This project builds a wrapper for f1tenth gym simulator and uses RLLib to train deep reinforcement learning models at scale.
This project is tested on python 3.8
First Install f1tenth gym environment from here
Install Rllib from here
clone the project:
git clone https://github.com/navidmdn/f1tenth_rl.git
Install required libraries:
cd f1tenth_rl
pip install requirements.txt
In order to train the agent in a robust way, a wrapper is made for this gym environment (single_car_env.py
) this is a
wrapper environment which adds more sophisticated abilities for training models better.
I'm gonna walk you through building a fast agent on one of the maps available in this repo.

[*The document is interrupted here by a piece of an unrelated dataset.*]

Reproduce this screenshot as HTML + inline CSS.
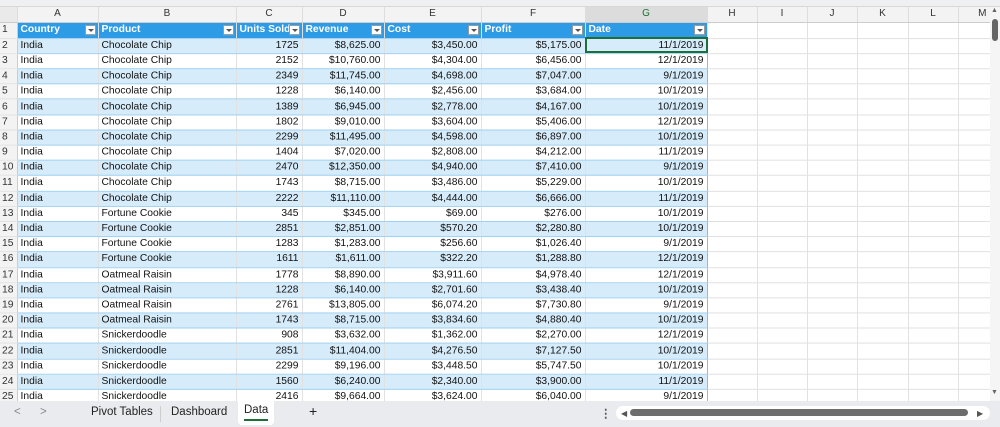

So, lets assume we want to train an agent on Oschersleben
map. This is a famous racing track which was used in F1tenth ICRA 2022
virtual racing competition. You can find the png file in maps/Oschersleben.png
:
In order to build multiple tracks with different obstacles, I simply used linux's GIMP software and drew multiple challenging obstacles on the map. For instance, I'm gonna walk you through training the agent using these three maps:
At each timestep f1tenth gym environment gives the scan of environment from the agents perspective. Along with that, it also gives the agent's position, velocity and angular velocity. In order to make agent more robust, I ignored the position of the agent and used lidar scan, velocity and angular velocity as the state features. The wrapper performs some clipping, normalizations and concatenation to create a vectorized state for the environment.
Agent performs continuous actions which consists of velocity and angle of the car.
The reward function that I came up with was encouraging the agent to travel through the track by setting
waypoints inside the track. To do so, you can generate the waypoints for a specific map by running build_waypoints.py
file.
It runs a simple "follow the gap" model to traverse the track and record waypoints in a numpy file. Afterwards, in the wrapper,
we can set the number of desired waypoints from that numpy file and whenever agent reaches each of those waypoints,
we will give it some reward.
Also, to ensure agent is going as fast as it can, the reward is modified so that the agent receives some reward proportion to the time difference between each two checkpoints it travels (i.e. the faster agent goes, more reward it collects when it reaches checkpoints)
To avoid collision, returning and stopping, there are also negative rewards for them. Also, there is some negative reward for agent when it gets too close to obstacles to ensure safety. All these reward values are configurable according to the environment.
I used PPO developed by RLLib library to train model. Since the episodes (driving whole track once) are too long, I ensured the agent will see all possible actions by setting it to random waypoints of different tracks at the start and also making it drive the track in the opposite direction randomly.
Go to the project root directory and run:
PYTHONPATH=. python f1tenth_rl/train_ppo.py
This will log the training process to use in tensorboard inside of runs/
folder.